|Detailed Objective: This study identifies and evaluates existing tools used by State or local agencies
to detect fraud and abuse among staff or participants in the Special Supplemental
Nutrition Program for Women, Infants, and Children (WIC). Identification and evaluation
of these tools are necessary to determine the best practices to prevent fraud.
Emphasis will be placed on the manner in which existing survey data of WIC agencies,
collected through General Accounting Office and Food and Nutrition Service surveys,
can be used to achieve the objectives of the study.

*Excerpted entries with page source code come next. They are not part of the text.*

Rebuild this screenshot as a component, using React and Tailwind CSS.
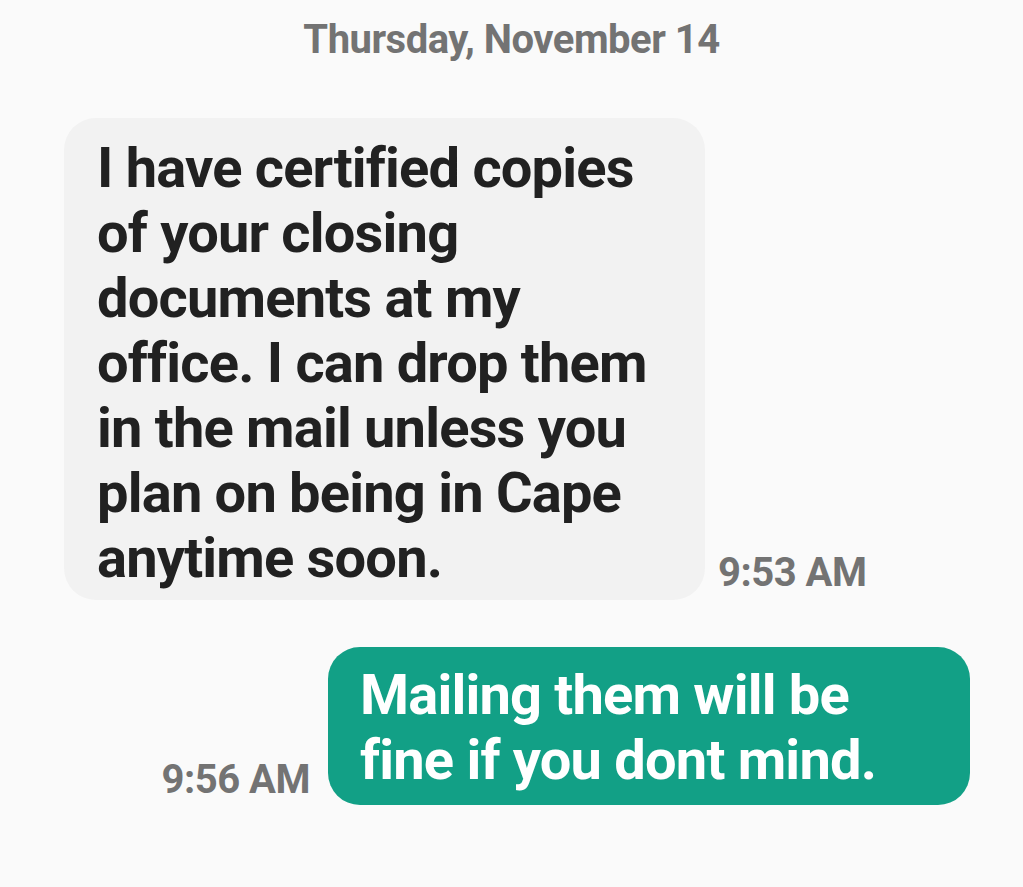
import React from "react";

export default function App() {
  return (
    <div
      className="w-[1023px] h-[887px] bg-[#fafafa] overflow-hidden"
      style={{ fontFamily: "Roboto, 'Noto Sans', sans-serif" }}
    >
      <div className="pt-[15px] text-center text-[40px] leading-[49px] font-bold text-[#737373] tracking-[-0.5px]">
        Thursday, November 14
      </div>

      <div className="mt-[54px] pl-[64px] flex items-end">
        <div className="w-[641px] rounded-[32px] bg-[#f2f2f2] pl-[33px] pr-[20px] pt-[18px] pb-[9px] text-[56px] leading-[65px] font-bold text-[#212121] tracking-[-0.8px]">
          I have certified copies of your closing documents at my office. I can drop them in the mail unless you plan on being in Cape anytime soon.
        </div>
        <div className="ml-[13px] mb-[3px] text-[40px] leading-[49px] font-bold text-[#737373] tracking-[-0.5px]">
          9:53 AM
        </div>
      </div>

      <div className="mt-[47px] flex items-end justify-end pr-[53px]">
        <div className="mr-[18px] mb-[1px] text-[40px] leading-[49px] font-bold text-[#737373] tracking-[-0.5px]">
          9:56 AM
        </div>
        <div className="w-[642px] rounded-[32px] bg-[#12a086] pl-[32px] pr-[20px] pt-[16px] pb-[12px] text-[56px] leading-[65px] font-bold text-white tracking-[-0.8px]">
          Mailing them will be fine if you dont mind.
        </div>
      </div>
    </div>
  );
}
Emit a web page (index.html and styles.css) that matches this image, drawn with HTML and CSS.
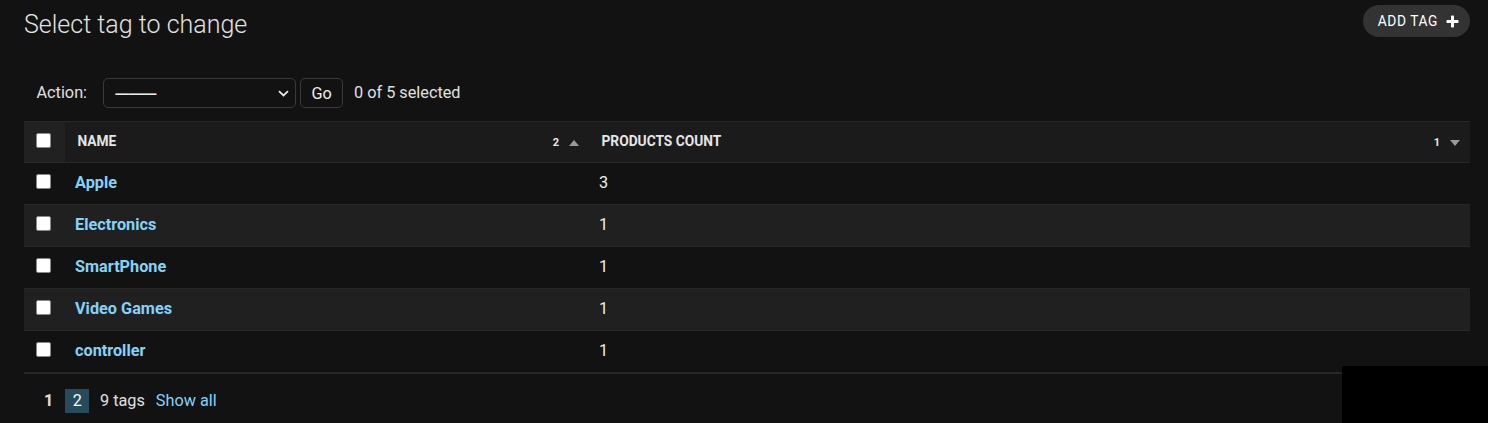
FILE: index.html
```html
<!DOCTYPE html>
<html lang="en">
<head>
<meta charset="utf-8">
<title>Select tag to change</title>
<link rel="stylesheet" href="styles.css">
</head>
<body>
<div class="content">
  <div class="page-head">
    <h1>Select tag to change</h1>
    <a class="addlink" href="#">Add tag
      <svg class="plus" width="13" height="13" viewBox="0 0 13 13" aria-hidden="true"><path d="M5 1.2Q5 0.5 5.7 0.5H7.3Q8 0.5 8 1.2V5H11.8Q12.5 5 12.5 5.7V7.3Q12.5 8 11.8 8H8V11.8Q8 12.5 7.3 12.5H5.7Q5 12.5 5 11.8V8H1.2Q0.5 8 0.5 7.3V5.7Q0.5 5 1.2 5H5Z" fill="#ffffff"/></svg>
    </a>
  </div>

  <div class="actions">
    <label class="action-label">Action:</label>
    <span class="select-wrap">
      <select class="action-select"><option>---------</option></select>
      <svg class="chev" width="11" height="7" viewBox="0 0 11 7" aria-hidden="true"><path d="M1 1.2L5.5 5.5L10 1.2" fill="none" stroke="#e8e8e8" stroke-width="1.8"/></svg>
    </span>
    <button class="go" type="button">Go</button>
    <span class="counter">0 of 5 selected</span>
  </div>

  <table class="results">
    <colgroup><col class="c-cb"><col class="c-name"><col class="c-count"></colgroup>
    <thead>
      <tr>
        <th class="cb-col"><input class="cb" type="checkbox"></th>
        <th class="sorted">
          <div class="th-inner"><span class="th-text">Name</span><span class="sortoptions"><span class="prio">2</span><span class="tri up"></span></span></div>
        </th>
        <th class="sorted">
          <div class="th-inner"><span class="th-text">Products count</span><span class="sortoptions"><span class="prio">1</span><span class="tri down"></span></span></div>
        </th>
      </tr>
    </thead>
    <tbody>
      <tr><td class="cb-col"><input class="cb" type="checkbox"></td><th class="field-name"><a href="#">Apple</a></th><td class="field-count">3</td></tr>
      <tr class="alt"><td class="cb-col"><input class="cb" type="checkbox"></td><th class="field-name"><a href="#">Electronics</a></th><td class="field-count">1</td></tr>
      <tr><td class="cb-col"><input class="cb" type="checkbox"></td><th class="field-name"><a href="#">SmartPhone</a></th><td class="field-count">1</td></tr>
      <tr class="alt"><td class="cb-col"><input class="cb" type="checkbox"></td><th class="field-name"><a href="#">Video Games</a></th><td class="field-count">1</td></tr>
      <tr><td class="cb-col"><input class="cb" type="checkbox"></td><th class="field-name"><a href="#">controller</a></th><td class="field-count">1</td></tr>
    </tbody>
  </table>

  <p class="paginator"><span class="this-page">1</span><a class="page-link" href="#">2</a><span class="result-count">9 tags</span><a class="showall" href="#">Show all</a></p>
</div>
<div class="mask"></div>
</body>
</html>
```

FILE: styles.css
```css
* { box-sizing: border-box; }

html, body {
  margin: 0;
  padding: 0;
  background: #121212;
  color: #eeeeee;
  font-family: Roboto, "Noto Sans", "Liberation Sans", sans-serif;
}

body { position: relative; min-height: 423px; }

.content {
  padding: 0 18px 0 24px;
}

/* header */
.page-head {
  display: flex;
  justify-content: space-between;
  align-items: flex-start;
  padding-top: 5px;
  margin-bottom: 26px;
}

h1 {
  margin: 4.5px 0 0 0;
  font-size: 25px;
  line-height: 30px;
  font-weight: 300;
  color: #e2e2e2;
}

.addlink {
  display: flex;
  align-items: center;
  gap: 8px;
  height: 32px;
  padding: 0 11px 0 14.5px;
  background: #333333;
  border-radius: 16px;
  color: #ffffff;
  text-decoration: none;
  text-transform: uppercase;
  font-size: 13.75px;
  letter-spacing: 0.6px;
  font-weight: 400;
}

.plus { display: block; }

/* actions */
.actions {
  display: flex;
  align-items: center;
  padding: 12.5px 12.5px;
  height: 55px;
  font-size: 16.25px;
  line-height: 20px;
  color: #e0e0e0;
}

.action-label { margin-right: 16px; margin-top: -1px; }

.select-wrap {
  position: relative;
  display: block;
  width: 193px;
  height: 30px;
}

.action-select {
  appearance: none;
  -webkit-appearance: none;
  width: 193px;
  height: 30px;
  margin: 0;
  padding: 0 0 0 11px;
  background: #121212;
  color: #eeeeee;
  border: 1px solid #3a3a3a;
  border-radius: 5px;
  font-family: inherit;
  font-size: 20px;
  letter-spacing: -1px;
}

.chev {
  position: absolute;
  right: 7px;
  top: 12px;
  pointer-events: none;
}

.go {
  width: 43px;
  height: 30px;
  margin: 0 0 0 4px;
  padding: 0;
  background: #121212;
  color: #eeeeee;
  border: 1px solid #3a3a3a;
  border-radius: 5px;
  font-family: inherit;
  font-size: 16.25px;
}

.counter { margin-left: 11px; margin-top: -1px; }

/* table */
.results {
  width: 100%;
  border-collapse: collapse;
  table-layout: fixed;
}

.c-cb { width: 41px; }
.c-name { width: 524px; }

.results thead th {
  height: 41px;
  padding: 0;
  border-top: 1px solid #272727;
  border-bottom: 1px solid #272727;
  background: #212121;
  text-align: left;
  vertical-align: middle;
  color: #e6e6e6;
}

.results thead th.sorted { background: #1b1b1b; }

.th-inner {
  display: flex;
  justify-content: space-between;
  align-items: center;
  padding: 0 10px 0 12.5px;
}

.th-text {
  font-size: 13.75px;
  font-weight: 700;
  text-transform: uppercase;
  line-height: 16px;
  margin-top: -1px;
}

.sortoptions {
  display: flex;
  align-items: center;
  gap: 10px;
}

.prio {
  font-size: 11px;
  font-weight: 700;
  color: #e8e8e8;
  line-height: 12px;
  padding-top: 2px;
}

.tri {
  display: block;
  width: 0;
  height: 0;
  border-left: 5.5px solid transparent;
  border-right: 5.5px solid transparent;
  margin-top: 2px;
}

.tri.up { border-bottom: 6px solid #9a9a9a; }
.tri.down { border-top: 6px solid #9a9a9a; }

.cb-col {
  padding: 0 0 0 12px !important;
  text-align: left;
}

.cb {
  appearance: none;
  -webkit-appearance: none;
  display: inline-block;
  width: 15px;
  height: 15px;
  margin: 0 0 4px 0;
  vertical-align: middle;
  background: #ffffff;
  border: 1px solid #8a8a8a;
  border-radius: 2px;
}

.results tbody td,
.results tbody th {
  padding: 10px 10px;
  height: 42.1px;
  line-height: 20.5px;
  font-size: 16.25px;
  border-bottom: 1px solid #272727;
  text-align: left;
  vertical-align: middle;
}

.results tbody tr.alt td,
.results tbody tr.alt th { background: #202020; }

.field-name { font-weight: 700; }

.field-name a {
  color: #81d4fa;
  text-decoration: none;
}

.field-count { color: #eeeeee; }

/* paginator */
.paginator {
  display: flex;
  align-items: center;
  margin: 0;
  padding: 13px 12.5px 10px;
  border-top: 1px solid #272727;
  font-size: 16.25px;
  line-height: 28px;
  color: #e0e0e0;
}

.this-page {
  padding: 0 7.5px;
  font-weight: 700;
  line-height: 24px;
}

.page-link {
  margin-left: 4.5px;
  padding: 0 7.5px;
  line-height: 24px;
  background: #264b5d;
  color: #f7f7f7;
  text-decoration: none;
}

.result-count { margin-left: 10.5px; }

.showall {
  margin-left: 11px;
  color: #81d4fa;
  text-decoration: none;
}

/* black overlay box in the bottom-right corner */
.mask {
  position: absolute;
  left: 1342px;
  top: 366px;
  width: 146px;
  height: 57px;
  background: #000000;
}
```
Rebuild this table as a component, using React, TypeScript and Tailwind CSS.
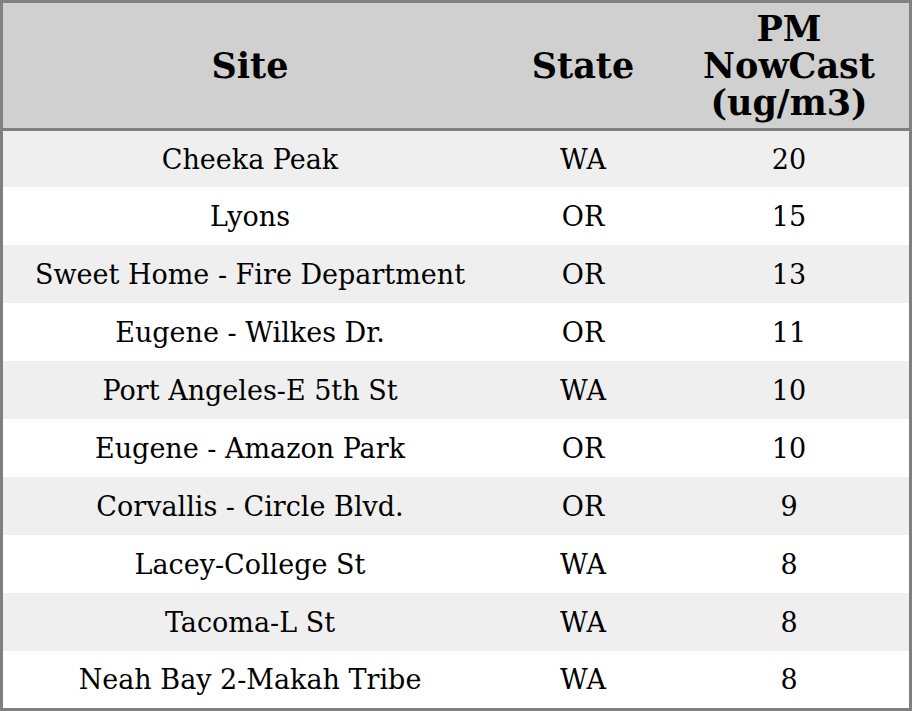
import React from 'react';

interface Reading {
  site: string;
  state: string;
  pm: number;
}

const readings: Reading[] = [
  { site: 'Cheeka Peak', state: 'WA', pm: 20 },
  { site: 'Lyons', state: 'OR', pm: 15 },
  { site: 'Sweet Home - Fire Department', state: 'OR', pm: 13 },
  { site: 'Eugene - Wilkes Dr.', state: 'OR', pm: 11 },
  { site: 'Port Angeles-E 5th St', state: 'WA', pm: 10 },
  { site: 'Eugene - Amazon Park', state: 'OR', pm: 10 },
  { site: 'Corvallis - Circle Blvd.', state: 'OR', pm: 9 },
  { site: 'Lacey-College St', state: 'WA', pm: 8 },
  { site: 'Tacoma-L St', state: 'WA', pm: 8 },
  { site: 'Neah Bay 2-Makah Tribe', state: 'WA', pm: 8 },
];

// first row sits under the header rule, last one over the bottom border
const rowHeight = (i: number) => {
  if (i === 0) return 'h-[56px]';
  if (i === readings.length - 1) return 'h-[57px]';
  return 'h-[58px]';
};

export default function App() {
  return (
    <div
      className="w-[912px] h-[711px] border-[3px] border-[#808080] bg-white text-black"
      style={{ fontFamily: '"DejaVu Serif", serif' }}
    >
      {/* Header */}
      <div className="grid grid-cols-[494px_172px_240px] h-[128px] bg-[#d0d0d0] border-b-[3px] border-[#808080] text-[35px] font-bold leading-[37px]">
        <div className="flex items-center justify-center">Site</div>
        <div className="flex items-center justify-center">State</div>
        <div className="flex flex-col items-center justify-center text-center">
          <span>PM</span>
          <span>NowCast</span>
          <span>(ug/m3)</span>
        </div>
      </div>

      {/* Rows */}
      {readings.map((r, i) => (
        <div
          key={r.site}
          className={`grid grid-cols-[494px_172px_240px] ${rowHeight(i)} text-[27px] ${
            i % 2 === 0 ? 'bg-[#efefef]' : 'bg-white'
          }`}
        >
          <div className="flex items-center justify-center pt-[2px]">{r.site}</div>
          <div className="flex items-center justify-center pt-[2px]">{r.state}</div>
          <div className="flex items-center justify-center pt-[2px]">{r.pm}</div>
        </div>
      ))}
    </div>
  );
}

Some tools presently in use to indicate possible fraud among staff and participants
include a high number of multiple births enrolled; an abnormal ratio of infants
to children enrolled in a clinic; an unusual decrease in participant no-show
rates; or a rapid increase in voucher redemption rates. Possible new tools will
be identified, evaluated, and proposed. Determination of existing or new tools
as best practices is dependent on factors including, but not limited to, the
geographic location of WIC offices, number of participants in the WIC program,
and resources available to implement fraud-prevention methods. Possible new
tools will be proposed with the recognition that existing or new tools deemed
as best practices will vary among WIC agencies. Once identified, best practices
to prevent staff and participant fraud would be made available to all State
and local agencies to help manage their WIC programs. A fixed-price contract
was awarded to Applied Techno-Management Systems, Inc., for $225,550 in fiscal
1999. The project is expected to be completed by March, 2001.